I see, possibly the driver is new and still has some issues, I set CUDA Sysmem fall back policy to (prefer system fall back) and the CUDA errors are no long, I only have 16GB Ram, and can see on performance that it is now using 80% of my RAM, even using some part of my internal Sharred Video CARD RAM too, but training was slow, very slow compared to Runpod, it was interesting that they worked it out, but the speed makes it impractical for me to use it effectively.... most likley they will do new updates soon, especially that this is a new feature.

@stefanocesaretti8962 9 ай бұрын

Will this let me use sdxl models as well other than just training? Will I be able to generate images with sdxl? Thanks im advance :) (didn't see the whole video yet sadly, so please excuse me if you already said this in your video)

@AI-HowTo 9 ай бұрын

yes, but speed will most likely be disappointing, if you are unable to run SDXL with --no-half-vae --medvram-sdxl options already, then this option should in theory allow you to run it... in general, if speed is not good enough, then using SDXL is not practical at all.

@stefanocesaretti8962 9 ай бұрын

@@AI-HowTo I'll give it a shot, just in case, are there any methods to speed it up?

@AI-HowTo 9 ай бұрын

not sure, but i think in future driver updates, they might make it faster, since this is new.

@generalawareness101 9 ай бұрын

I did this on my 4090 because I was stuck on 531.79 otherwise the moment I came close to the 24GB of my vram I fell to a crawl and most trainings I am at 23.4-23.6GB so oof. What I noticed is that it has a global setting. I want access to that setting and I bet I know where it lives, but to get at it is within another more master level program. I am being vague here on purpose because I don't want someone to read it and poof nothing works when they go in and start messing with stuff. I have not tried training yet but I am shortly going to which will be about 23.5GB normally (DB).

@generalawareness101 9 ай бұрын

Just tested and the new drivers let me BS16 vs BS14 for my max with 900mb free. I cannot go higher.

@AI-HowTo 9 ай бұрын

offloading can be slow, so if things are working with your current GPU, dont offload, disable it...this shoudl only be enabled for lower GPUs... despite that only a small portion is offloaded, the communication overhead between the RAM and VRAM makes it slow, hopefully in future updates to the driver, things get faster.... still for me it is interesting that i was able to train dreambooth or SDXL for first time on my 8GB graphics card, but seeing how long it takes, it is not worth it....only suitable to leave things running overnight for simple models.

@generalawareness101 9 ай бұрын

TBH, anything less than 16GB just don't try to train SDXL.@@AI-HowTo At 24GB I need a 32-40GB to sit as comfortable as I was in 2.1.

@AI-HowTo 9 ай бұрын

100% true.

@alexlux147 9 ай бұрын

Can this works with other AI model?
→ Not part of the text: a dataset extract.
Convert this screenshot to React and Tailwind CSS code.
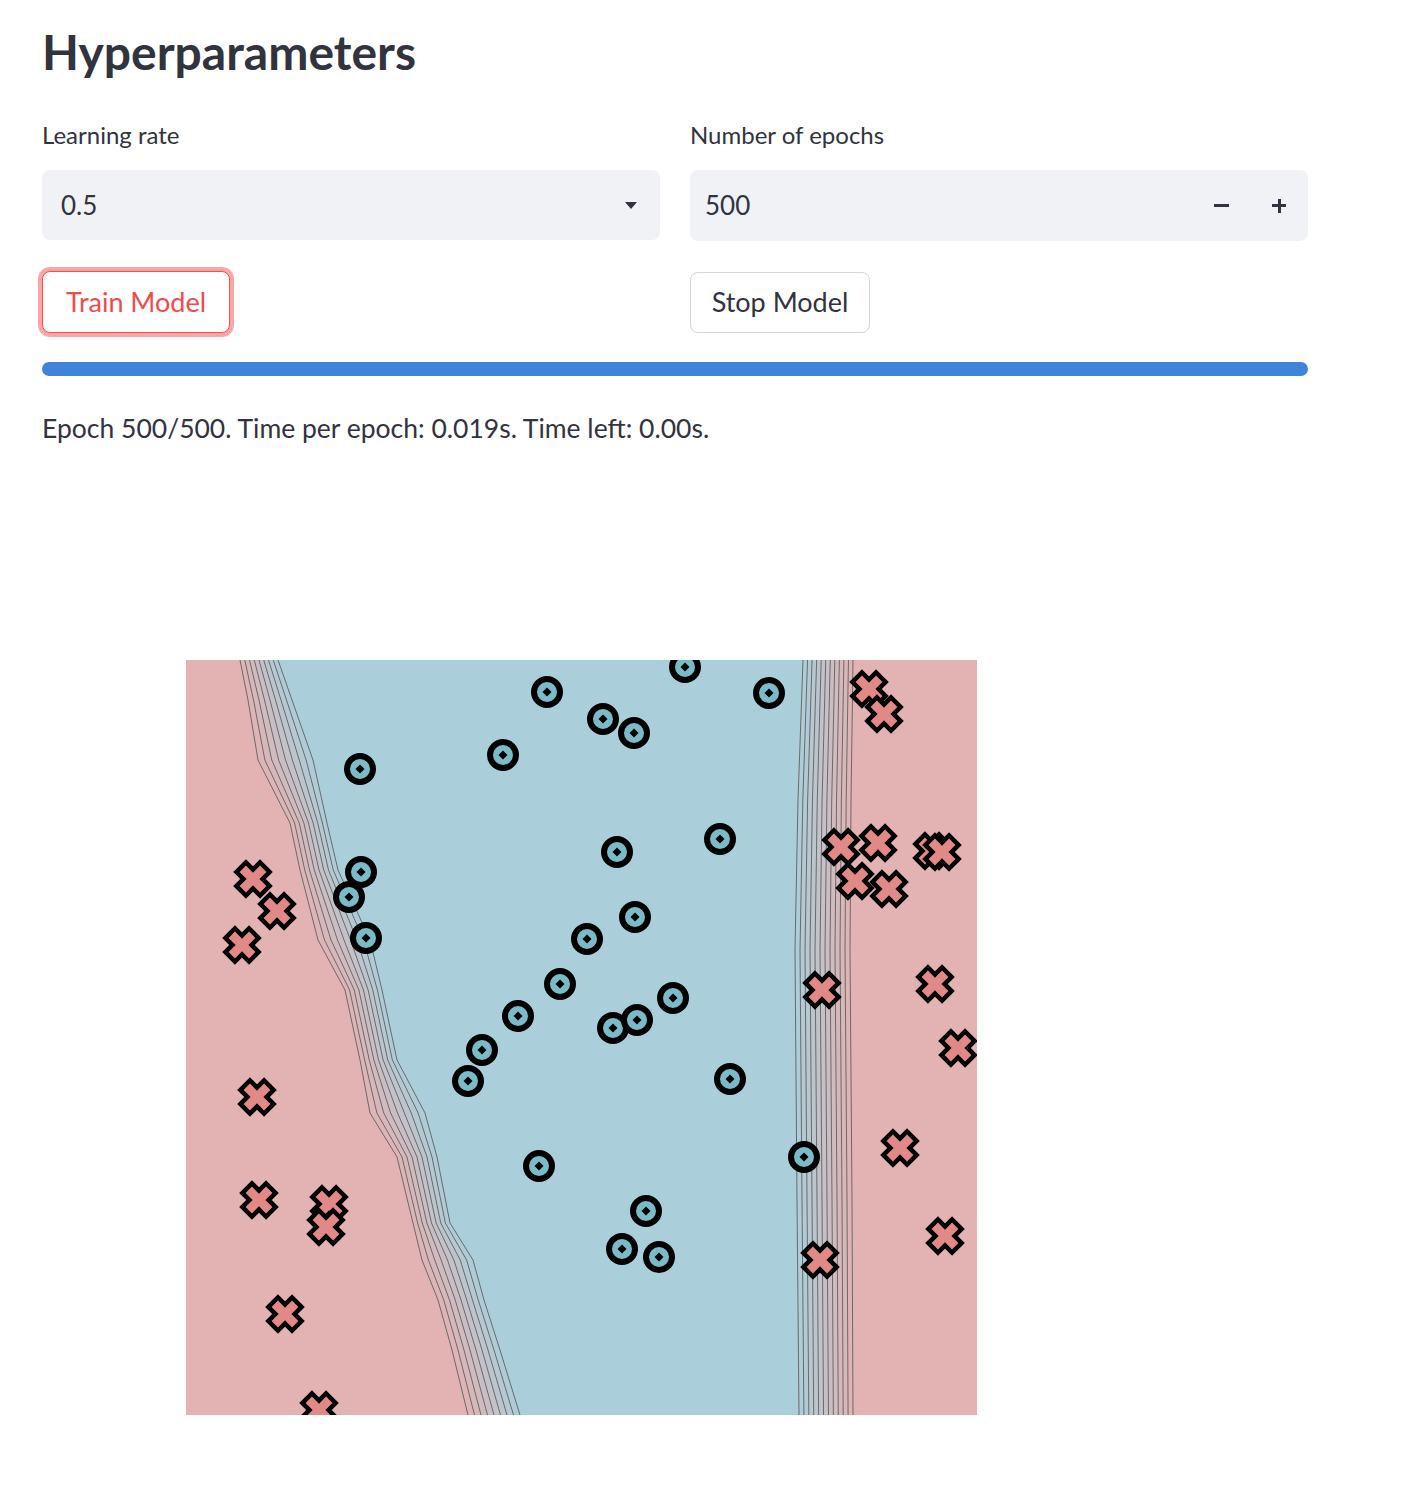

I have a 3060 laptop with 6Gb and i'm interest in NeRF and Gaussian Splatting, small vram is a big problem for me.

@AI-HowTo 9 ай бұрын

I think NVidia has primarly updated the driver for stable diffusion, but in general, this should work for any other model that uses CUDA and gets CUDA memory errors, based on the feature names and description which is just (CUDA System memory fall back policy) ... I have not tested it however outside stable diffusion related models.

@akairas6 9 ай бұрын

i have the latest driver, but i don't find that option

@AI-HowTo 9 ай бұрын

I did a manual installation till that option showed up as in the video, this driver update was like three days ago I think, possibly in future releases things will get faster for CUDA ops... you could also google BIOS update too, because older BIOS might have limit on Driver version update, not sure though.